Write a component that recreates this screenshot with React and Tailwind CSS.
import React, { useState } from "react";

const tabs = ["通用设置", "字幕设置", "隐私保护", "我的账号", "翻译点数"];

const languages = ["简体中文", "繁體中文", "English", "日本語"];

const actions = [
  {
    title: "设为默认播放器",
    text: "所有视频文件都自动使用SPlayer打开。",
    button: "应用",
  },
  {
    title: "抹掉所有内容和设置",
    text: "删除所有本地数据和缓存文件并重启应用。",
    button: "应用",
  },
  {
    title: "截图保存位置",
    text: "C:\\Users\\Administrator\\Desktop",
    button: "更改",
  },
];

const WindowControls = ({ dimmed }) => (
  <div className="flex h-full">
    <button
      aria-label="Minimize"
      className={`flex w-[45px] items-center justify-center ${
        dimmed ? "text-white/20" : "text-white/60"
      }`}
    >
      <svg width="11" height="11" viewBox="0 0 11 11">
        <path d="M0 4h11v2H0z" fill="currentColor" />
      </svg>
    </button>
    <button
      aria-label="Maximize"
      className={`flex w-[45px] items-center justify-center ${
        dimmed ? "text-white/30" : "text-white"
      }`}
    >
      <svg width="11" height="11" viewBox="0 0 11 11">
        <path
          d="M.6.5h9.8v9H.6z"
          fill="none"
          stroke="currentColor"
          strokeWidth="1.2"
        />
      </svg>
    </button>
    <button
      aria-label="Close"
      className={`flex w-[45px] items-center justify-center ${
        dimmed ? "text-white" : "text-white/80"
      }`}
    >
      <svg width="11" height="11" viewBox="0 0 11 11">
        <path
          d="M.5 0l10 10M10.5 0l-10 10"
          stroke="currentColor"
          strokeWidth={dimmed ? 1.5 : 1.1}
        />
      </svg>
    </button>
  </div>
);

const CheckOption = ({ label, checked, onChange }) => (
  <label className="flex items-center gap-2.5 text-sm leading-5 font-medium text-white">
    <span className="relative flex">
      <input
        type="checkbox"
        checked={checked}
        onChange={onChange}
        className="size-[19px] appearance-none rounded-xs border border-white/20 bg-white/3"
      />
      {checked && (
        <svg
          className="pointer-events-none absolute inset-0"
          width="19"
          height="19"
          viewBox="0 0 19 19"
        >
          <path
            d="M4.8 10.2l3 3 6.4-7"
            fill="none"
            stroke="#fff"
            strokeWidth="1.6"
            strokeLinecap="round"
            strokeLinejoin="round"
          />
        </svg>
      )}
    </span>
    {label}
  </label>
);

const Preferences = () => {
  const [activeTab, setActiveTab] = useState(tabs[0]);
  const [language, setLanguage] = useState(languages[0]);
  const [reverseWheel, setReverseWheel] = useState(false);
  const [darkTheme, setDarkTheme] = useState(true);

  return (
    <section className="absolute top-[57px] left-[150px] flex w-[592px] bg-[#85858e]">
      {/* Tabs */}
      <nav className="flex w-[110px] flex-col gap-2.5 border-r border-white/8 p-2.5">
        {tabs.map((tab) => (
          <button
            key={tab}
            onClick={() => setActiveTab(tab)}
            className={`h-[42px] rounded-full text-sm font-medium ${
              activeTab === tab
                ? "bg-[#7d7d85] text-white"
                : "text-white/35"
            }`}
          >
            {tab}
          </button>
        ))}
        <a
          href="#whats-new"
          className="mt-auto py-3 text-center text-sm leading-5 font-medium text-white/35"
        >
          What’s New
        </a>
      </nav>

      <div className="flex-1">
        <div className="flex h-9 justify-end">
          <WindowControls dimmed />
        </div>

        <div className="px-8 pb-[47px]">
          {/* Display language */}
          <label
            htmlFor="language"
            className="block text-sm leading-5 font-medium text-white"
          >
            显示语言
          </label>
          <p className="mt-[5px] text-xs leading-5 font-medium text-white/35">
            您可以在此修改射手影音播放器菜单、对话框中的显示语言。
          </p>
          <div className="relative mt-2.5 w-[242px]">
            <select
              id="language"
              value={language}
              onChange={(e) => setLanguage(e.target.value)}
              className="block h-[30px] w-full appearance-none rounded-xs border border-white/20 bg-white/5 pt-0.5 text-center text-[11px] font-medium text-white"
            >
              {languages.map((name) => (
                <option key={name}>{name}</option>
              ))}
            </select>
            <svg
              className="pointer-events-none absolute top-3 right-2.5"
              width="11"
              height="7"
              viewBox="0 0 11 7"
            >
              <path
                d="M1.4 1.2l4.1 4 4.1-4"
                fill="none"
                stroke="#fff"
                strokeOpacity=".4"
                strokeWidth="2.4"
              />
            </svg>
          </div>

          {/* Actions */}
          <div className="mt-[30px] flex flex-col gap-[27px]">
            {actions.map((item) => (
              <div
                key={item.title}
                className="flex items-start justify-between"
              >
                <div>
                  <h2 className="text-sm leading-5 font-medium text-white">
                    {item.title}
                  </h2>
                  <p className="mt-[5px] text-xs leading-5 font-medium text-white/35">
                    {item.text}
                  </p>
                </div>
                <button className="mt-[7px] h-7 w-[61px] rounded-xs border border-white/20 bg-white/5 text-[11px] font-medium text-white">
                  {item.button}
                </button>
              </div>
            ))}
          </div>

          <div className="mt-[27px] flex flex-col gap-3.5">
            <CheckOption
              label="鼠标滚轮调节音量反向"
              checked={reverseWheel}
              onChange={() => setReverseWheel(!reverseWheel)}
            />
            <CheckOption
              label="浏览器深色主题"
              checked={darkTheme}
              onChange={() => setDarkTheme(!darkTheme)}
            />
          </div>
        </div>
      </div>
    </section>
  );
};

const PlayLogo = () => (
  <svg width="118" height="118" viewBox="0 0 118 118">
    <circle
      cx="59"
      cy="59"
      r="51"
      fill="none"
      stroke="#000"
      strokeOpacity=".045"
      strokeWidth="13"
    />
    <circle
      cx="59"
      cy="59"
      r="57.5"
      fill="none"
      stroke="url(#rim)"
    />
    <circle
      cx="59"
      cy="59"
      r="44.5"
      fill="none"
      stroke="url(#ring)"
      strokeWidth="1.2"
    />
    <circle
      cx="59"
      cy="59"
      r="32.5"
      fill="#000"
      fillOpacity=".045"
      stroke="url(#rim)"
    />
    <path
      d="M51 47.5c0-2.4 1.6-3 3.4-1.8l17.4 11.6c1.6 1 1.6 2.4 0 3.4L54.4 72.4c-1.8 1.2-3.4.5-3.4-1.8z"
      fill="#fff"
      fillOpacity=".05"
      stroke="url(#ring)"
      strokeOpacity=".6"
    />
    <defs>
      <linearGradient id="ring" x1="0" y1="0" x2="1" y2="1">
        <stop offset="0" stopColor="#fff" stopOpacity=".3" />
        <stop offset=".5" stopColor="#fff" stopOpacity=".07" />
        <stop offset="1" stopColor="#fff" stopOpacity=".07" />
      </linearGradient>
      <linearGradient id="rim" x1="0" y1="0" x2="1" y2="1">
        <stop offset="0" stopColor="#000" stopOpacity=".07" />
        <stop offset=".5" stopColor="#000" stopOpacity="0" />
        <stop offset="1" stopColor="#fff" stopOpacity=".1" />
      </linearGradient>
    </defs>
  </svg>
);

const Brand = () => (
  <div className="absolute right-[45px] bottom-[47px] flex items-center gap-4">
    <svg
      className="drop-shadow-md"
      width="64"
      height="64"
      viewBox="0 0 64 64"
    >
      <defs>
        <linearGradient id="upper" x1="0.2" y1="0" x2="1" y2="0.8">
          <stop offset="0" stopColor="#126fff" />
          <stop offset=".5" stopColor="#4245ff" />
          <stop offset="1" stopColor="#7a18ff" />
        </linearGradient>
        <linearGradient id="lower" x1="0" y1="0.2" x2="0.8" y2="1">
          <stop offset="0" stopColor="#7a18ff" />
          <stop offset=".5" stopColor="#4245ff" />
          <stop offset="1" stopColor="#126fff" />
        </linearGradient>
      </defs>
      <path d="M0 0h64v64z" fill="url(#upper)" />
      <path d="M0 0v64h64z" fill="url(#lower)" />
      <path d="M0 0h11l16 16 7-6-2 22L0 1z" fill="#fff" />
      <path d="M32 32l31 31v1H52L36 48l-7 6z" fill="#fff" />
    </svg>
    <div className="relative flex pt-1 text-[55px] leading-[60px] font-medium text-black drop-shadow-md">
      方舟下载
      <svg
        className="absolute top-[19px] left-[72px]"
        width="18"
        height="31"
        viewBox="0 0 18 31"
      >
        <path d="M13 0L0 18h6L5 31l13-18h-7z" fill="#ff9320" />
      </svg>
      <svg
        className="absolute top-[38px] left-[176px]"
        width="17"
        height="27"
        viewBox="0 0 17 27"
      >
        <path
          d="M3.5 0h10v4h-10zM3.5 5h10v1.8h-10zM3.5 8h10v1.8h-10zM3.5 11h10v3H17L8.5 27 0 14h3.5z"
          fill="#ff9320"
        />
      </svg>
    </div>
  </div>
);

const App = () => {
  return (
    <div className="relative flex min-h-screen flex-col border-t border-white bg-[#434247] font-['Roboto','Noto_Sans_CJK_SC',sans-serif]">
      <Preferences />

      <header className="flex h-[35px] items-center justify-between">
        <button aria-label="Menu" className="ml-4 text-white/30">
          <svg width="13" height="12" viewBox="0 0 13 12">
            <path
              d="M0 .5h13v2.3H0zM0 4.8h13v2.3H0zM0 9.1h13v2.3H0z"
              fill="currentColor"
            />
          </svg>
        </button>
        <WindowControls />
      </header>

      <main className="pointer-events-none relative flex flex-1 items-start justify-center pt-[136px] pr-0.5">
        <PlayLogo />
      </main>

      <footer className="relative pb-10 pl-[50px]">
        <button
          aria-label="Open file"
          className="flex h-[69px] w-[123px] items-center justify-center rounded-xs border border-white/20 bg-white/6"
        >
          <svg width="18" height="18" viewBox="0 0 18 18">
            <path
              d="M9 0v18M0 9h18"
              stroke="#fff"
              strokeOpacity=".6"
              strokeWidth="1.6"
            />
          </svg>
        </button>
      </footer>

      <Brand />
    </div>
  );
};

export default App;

********************

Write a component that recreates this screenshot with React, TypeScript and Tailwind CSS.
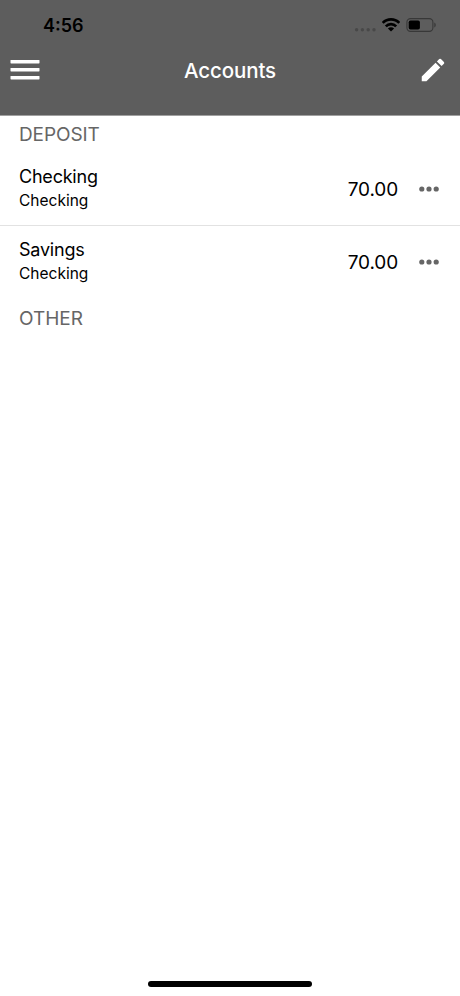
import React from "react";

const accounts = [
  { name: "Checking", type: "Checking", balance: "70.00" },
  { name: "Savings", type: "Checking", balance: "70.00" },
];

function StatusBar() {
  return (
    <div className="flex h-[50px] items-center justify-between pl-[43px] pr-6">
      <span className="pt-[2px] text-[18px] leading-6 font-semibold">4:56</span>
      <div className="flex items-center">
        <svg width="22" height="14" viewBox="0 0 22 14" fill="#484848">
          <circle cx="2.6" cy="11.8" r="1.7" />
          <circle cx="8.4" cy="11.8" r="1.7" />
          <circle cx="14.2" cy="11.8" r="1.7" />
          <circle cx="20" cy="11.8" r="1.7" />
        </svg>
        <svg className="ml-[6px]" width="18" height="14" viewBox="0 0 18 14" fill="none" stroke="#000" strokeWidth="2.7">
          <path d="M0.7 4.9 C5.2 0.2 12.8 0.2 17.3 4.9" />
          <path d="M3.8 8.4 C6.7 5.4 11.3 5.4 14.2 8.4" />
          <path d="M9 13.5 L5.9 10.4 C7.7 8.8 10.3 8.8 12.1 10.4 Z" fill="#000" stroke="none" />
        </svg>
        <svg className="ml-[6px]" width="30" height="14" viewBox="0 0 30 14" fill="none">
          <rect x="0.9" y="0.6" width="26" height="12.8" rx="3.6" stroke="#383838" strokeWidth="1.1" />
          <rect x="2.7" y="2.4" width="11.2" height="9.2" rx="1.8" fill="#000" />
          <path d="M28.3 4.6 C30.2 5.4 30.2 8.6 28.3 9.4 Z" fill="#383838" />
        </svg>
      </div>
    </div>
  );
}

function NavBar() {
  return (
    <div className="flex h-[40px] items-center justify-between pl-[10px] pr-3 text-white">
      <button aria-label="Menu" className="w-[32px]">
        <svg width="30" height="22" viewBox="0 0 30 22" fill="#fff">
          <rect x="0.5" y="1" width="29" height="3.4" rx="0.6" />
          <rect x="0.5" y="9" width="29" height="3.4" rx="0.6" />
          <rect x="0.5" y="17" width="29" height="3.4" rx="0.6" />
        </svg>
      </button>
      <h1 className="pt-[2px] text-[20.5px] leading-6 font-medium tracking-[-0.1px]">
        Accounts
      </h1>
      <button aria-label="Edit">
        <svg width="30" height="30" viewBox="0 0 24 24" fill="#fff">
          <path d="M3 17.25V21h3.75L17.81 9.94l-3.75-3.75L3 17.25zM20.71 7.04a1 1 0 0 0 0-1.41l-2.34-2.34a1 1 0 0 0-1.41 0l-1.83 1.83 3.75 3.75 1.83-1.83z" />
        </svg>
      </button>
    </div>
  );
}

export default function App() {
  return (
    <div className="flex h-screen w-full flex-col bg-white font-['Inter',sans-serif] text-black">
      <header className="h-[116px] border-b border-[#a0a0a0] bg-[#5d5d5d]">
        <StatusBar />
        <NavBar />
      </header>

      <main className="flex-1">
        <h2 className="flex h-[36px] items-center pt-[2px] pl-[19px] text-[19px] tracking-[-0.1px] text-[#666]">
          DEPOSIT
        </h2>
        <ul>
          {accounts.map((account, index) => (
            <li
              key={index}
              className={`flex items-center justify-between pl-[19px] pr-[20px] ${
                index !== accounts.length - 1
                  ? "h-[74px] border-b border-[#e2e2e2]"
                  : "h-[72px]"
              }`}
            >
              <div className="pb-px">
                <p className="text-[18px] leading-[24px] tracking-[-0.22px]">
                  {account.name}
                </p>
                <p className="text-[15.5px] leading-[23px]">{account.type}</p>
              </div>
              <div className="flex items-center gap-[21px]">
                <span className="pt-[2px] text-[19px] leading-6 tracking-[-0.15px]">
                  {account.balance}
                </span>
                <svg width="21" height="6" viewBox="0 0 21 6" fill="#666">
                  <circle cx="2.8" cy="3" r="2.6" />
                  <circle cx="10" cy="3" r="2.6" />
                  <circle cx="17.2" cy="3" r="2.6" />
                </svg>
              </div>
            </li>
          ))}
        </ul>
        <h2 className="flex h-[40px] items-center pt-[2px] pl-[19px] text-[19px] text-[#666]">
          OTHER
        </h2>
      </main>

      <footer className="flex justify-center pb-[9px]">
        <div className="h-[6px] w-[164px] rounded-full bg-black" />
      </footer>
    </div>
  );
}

********************

Check each line of the data above for the word "with", then state how many lines have it. Give the number alone.

2